Tarihi dizilerde saray erkânına nasıl sarık yapamıyorlarsa, müzedeki heykel padişahların başına gelen de o.
Başlarında bir şey taşıyor ama bu kesinlikle “Osmanlı işi kavuk” değil. Amerikalıların Cadılar Bayramı geldiğinde içini oyup kapılarına fener gibi astıkları balkabağına benziyor. Yani, sanat yapıyoruz deyip, atalarımıza kafalarında balkabağı taşıtıyoruz.
Köprü üzerindeki şehzadeyi, başında balkabağı taşımaktan kurtarıp onun yerine peştamal sarmışlar.
Hani çarşı hamamında yıkandıktan sonra terinin soğumasını beklediğin “sıcaklık” denen bir yer vardır. Tellaklar burada seni peştamallara sararlar. Onlardan birini de kafana dolarlar.

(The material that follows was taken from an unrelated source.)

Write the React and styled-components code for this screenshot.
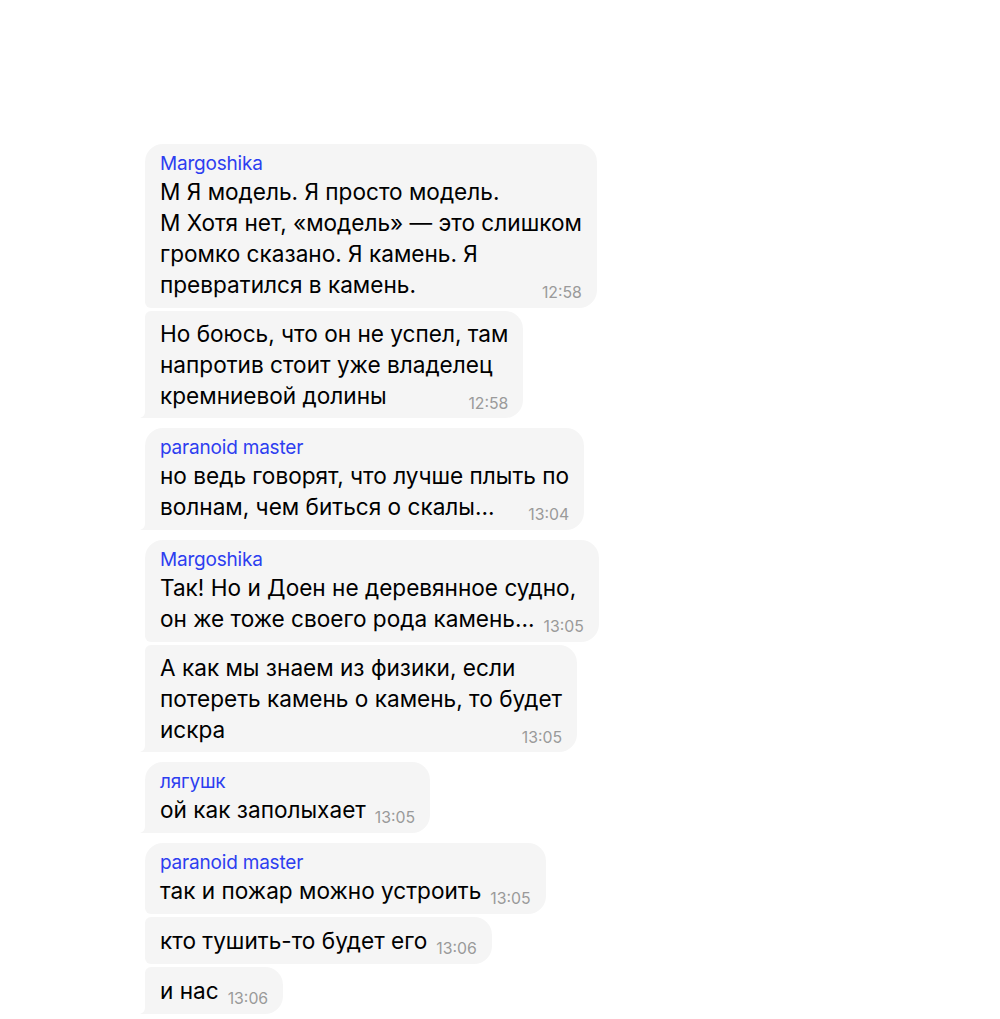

Aha Amasya’daki selfie çeken şehzadenin başındaki de onun aynısı.
* * *
Teknoloji insanımızın eline akıllı telefonları verdi. İnsanımız da onunla selfie çekmeyi akıl etti. O günden beri birazcık tanınan birine rahat huzur yoktur. Amasya’nın selfie meraklısı şehzadesi de bu hevese yakalanmış.
Heykel olduğundan kaçacak yeri de yok. Adını bilmeseler de başına birikenlerin birinciye gelen derdi, şehzade ile birlikte selfie çektirmek.
BAŞKANA GÖRE SIKINTI YOK
Ampul Partisi’nden seçilmiş Belediye Başkanı Cafer Özdemir, sosyal medyada alay konusu yapılmalarına aldırmıyor.
Tarih ile teknolojinin buluşmasının güzel bir şey olduğunu söylüyor.
Temmuza denk gelen ramazanda soğuk bira içen papazları gören Bektaşi’nin “Dininizin kıymetini bilin” dediği gibi biz de başkana, “Partinin kıymetini bil” diye sesleniyoruz.
Bu işleri muhalefetten birileri yapsa yanmıştı. Meydanlar “Eeeey!” sayhası ile titremişti.
Briketten Kâbe yapıp Üsküdar Meydanı’na diktiler. O Kâbe’nin pastasını yapmak yetmedi, kesmeden önce kremasına parmak atıp tadına baktılar.
Kutlu Doğum Haftası’nda Kuran’dan Pasta yaptılar. Yine tepki gelmedi. Sadece sosyal medyadan biri bu pastanın altına “Allah’ım sen bize Kuran’ı gönderdin. Biz onu yedik” diye yazdı.
Amasya’daki bu heykelin de hakkını verenler çıkacaktır. Lafı uzatmayıp bu meseleyi sosyal medyada gezinen gençlerimizin zekâsına havale ediyorum.